Since the interface is different from asan, it may makes sense to return block begin and size as well. What do you think?

181 ↗(On Diff #81007)

os_id can be stale if status is not ThreadStatusRunning
I think it's better to return something more predictable in such case, e.g. 0.

kubamracek added inline comments.Dec 14 2016, 11:10 AM
lib/tsan/rtl/tsan_debugging.cc
168 ↗(On Diff #81007)

Makes sense. What about going further and adding a TSan version of __asan_locate_address (see asan_debugging.cc), which will "describe" a pointer and return its bounds if known, i.e. having two APIs:

__tsan_locate_address(addr) ... returns region name, start address, block size
__tsan_get_alloc_stack(addr) ... returns trace, thread ID

Does that sound better or worse than having just one

__tsan_get_alloc_stack(addr) ... returns trace, thread ID, start address and block size

?

181 ↗(On Diff #81007)

Hm. At least on Darwin, GetTid() returns a unique ID for the current boot of the OS. So it's correct even after the thread finished, and even after the process has ended (as long as you don't reboot). Is gettid() on Linux different?

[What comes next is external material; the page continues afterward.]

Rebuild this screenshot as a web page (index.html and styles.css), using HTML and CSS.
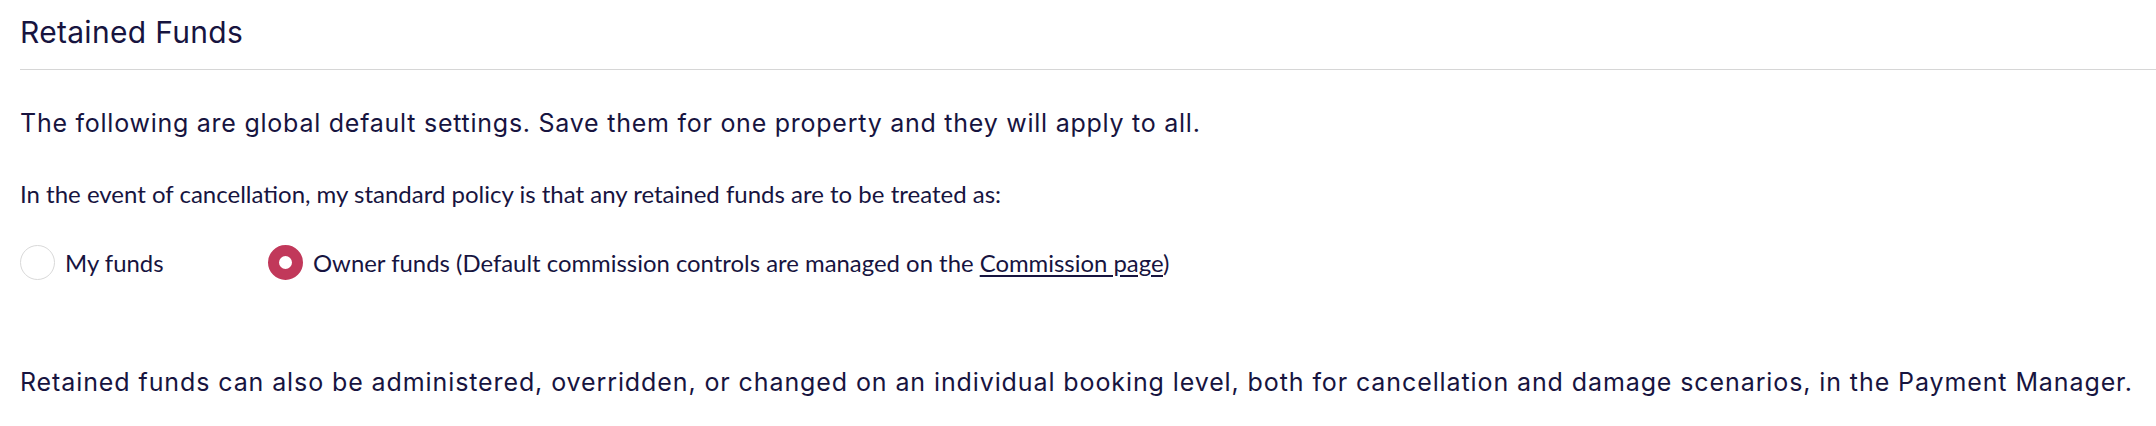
FILE: index.html
```html
<!DOCTYPE html>
<html lang="en">
<head>
<meta charset="utf-8">
<title>Retained Funds</title>
<link rel="stylesheet" href="styles.css">
</head>
<body>
<section class="panel">
  <header class="panel-header">
    <h2 class="panel-title">Retained Funds</h2>
  </header>
  <p class="lead">The following are global default settings. Save them for one property and they will apply to all.</p>
  <p class="question">In the event of cancellation, my standard policy is that any retained funds are to be treated as:</p>
  <div class="options">
    <label class="option option-first">
      <span class="radio"></span>
      <span class="option-text">My funds</span>
    </label>
    <label class="option">
      <span class="radio radio-checked"></span>
      <span class="option-text">Owner funds (Default commission controls are managed on the <a class="link" href="#">Commission page</a>)</span>
    </label>
  </div>
  <p class="note">Retained funds can also be administered, overridden, or changed on an individual booking level, both for cancellation and damage scenarios, in the Payment Manager.</p>
</section>
</body>
</html>
```

FILE: styles.css
```css
html, body {
  margin: 0;
  padding: 0;
  background: #ffffff;
}

.panel {
  padding-left: 20px;
  color: #17143f;
}

.panel-header {
  border-bottom: 1px solid #d6d6d6;
  padding-top: 15px;
  padding-bottom: 20px;
}

.panel-title {
  margin: 0;
  font-family: Inter, "Noto Sans", sans-serif;
  font-weight: 400;
  font-size: 30px;
  letter-spacing: 0.3px;
  line-height: 34px;
  color: #17143f;
}

.lead {
  margin: 38px 0 0 0;
  font-family: Inter, "Noto Sans", sans-serif;
  font-size: 25px;
  letter-spacing: 0.75px;
  line-height: 30px;
}

.question {
  margin: 41px 0 0 0;
  font-family: Lato, "Noto Sans", sans-serif;
  font-size: 24px;
  line-height: 30px;
}

.options {
  display: flex;
  align-items: center;
  margin-top: 36px;
}

.option {
  display: flex;
  align-items: center;
  gap: 10px;
  font-family: Lato, "Noto Sans", sans-serif;
  font-size: 23.9px;
  line-height: 30px;
}

.option-first {
  width: 248px;
}

.radio {
  box-sizing: border-box;
  width: 35px;
  height: 35px;
  border-radius: 50%;
  border: 1px solid #d9d9d9;
  background: #ffffff;
  flex: none;
}

.radio-checked {
  border: 11px solid #c1385a;
}

.link {
  color: #17143f;
  text-decoration: underline;
  text-underline-offset: 3px;
}

.note {
  margin: 87px 0 0 0;
  font-family: Inter, "Noto Sans", sans-serif;
  font-size: 25px;
  letter-spacing: 0.9px;
  line-height: 30px;
}
```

I'm already using os_id to "match" threads in TSan reports: If we see the same os_id, we know it's the same thread even when that thread doesn't exist anymore. I'd like not to lose this feature.

Does Linux reuse the thread ID soon enough for this to be a problem? If yes, how about we reset the os_id in the ThreadRegistry when a thread ends (for Linux, and keep the value for Darwin)?

dvyukov added inline comments.Dec 15 2016, 4:09 AM
lib/tsan/rtl/tsan_debugging.cc
168 ↗(On Diff #81007)

tsan_locate_address(addr) ... returns region name, start address, block size
tsan_get_alloc_stack(addr) ... returns trace, thread ID

sounds better, more orthogonal and some use cases may not need stack/thread

181 ↗(On Diff #81007)

Linux reuses PIDs FIFO, but it still reuses them.
On closer inspection, there is a more realistic source of bogus values -- tid's are recycled, and ThreadContext we obtain can be for a different thread. Tid does not uniquely identify ThreadContext, it's tid+epoch that does. But we don't have epoch in MBLock.
So I think it's fine to leave code as is.

kubamracek updated this revision to Diff 81667.Dec 15 2016, 3:02 PM
kubamracek retitled this revision from [tsan] Implement __tsan_get_alloc_stack to query the allocation stack of a heap pointer to [tsan] Implement __tsan_get_alloc_stack and __tsan_locate_address to query pointer types and allocation stacks of heap pointers.
kubamracek updated this object.
kubamracek removed rL LLVM as the repository for this revision.

Updating patch to also add __tsan_locate_address. Adding a testcase.

dvyukov accepted this revision.Dec 19 2016, 1:52 AM
dvyukov edited edge metadata.
This revision is now accepted and ready to land.Dec 19 2016, 1:52 AM
This revision was automatically updated to reflect the committed changes.